Disclaimer: I've never played this and wouldn't be able to. Certainly won't attempt to disagree with Scott and Dr. Berg.
If you consider what Bruce said, and Lydia's thoughts and holding your violin in cello position play your G string with the bow hair as close to the bass-side C-bout as you are able, you will be able to demonstrate that it works and changes the tone. You will be able to watch the string, see how it vibrates differently than if you bowed across the top of the string and hear the difference.
Lydia and Andrew,
I'm not sure you can realistically guarantee that you can solve any student's technical or musical troubles, but you definitely can say for certain that you'd never get my business with your attitude.

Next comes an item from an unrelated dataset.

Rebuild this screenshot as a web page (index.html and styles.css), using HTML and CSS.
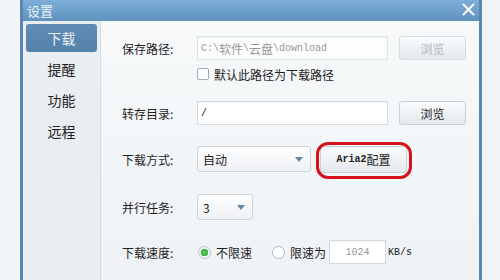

I dunno. A guarantee on a one-off lesson lowers the risk of spending that kind of money. :-)
@Lydia - I'm not sure rolling a log is a good analogy. A log lying on the floor has friction with the floor and because of gravity acting on your body it's easier to pull something up than to pull sideways. In the latter case, you may lose balance or slide. These effects are not relevant in case of a violin string that is attached to a violin that you're holding; you could play it just as well in zero gravity.
May I point out that Bruce, (or rather Dr.Berg!) has made his fingerings for major concertos available for free... typing the music out in Finale, which in itself deserves a medal!
The "log" image reminds me that the bow also introduces a rotational motion of the string, responsible for certain distortions not mentioned in my old high-school physics manual.
Yes--my teacher and I really like Dr. Berg's edits to the Bruch concerto. I've been working through his version. I appreciate that he made them available.
"I guarantee a solution to any technical (or musical) problems in my lessons. "
I can think of people I would be willing to pay $250 per hour to learn from, but they would be very few and far between.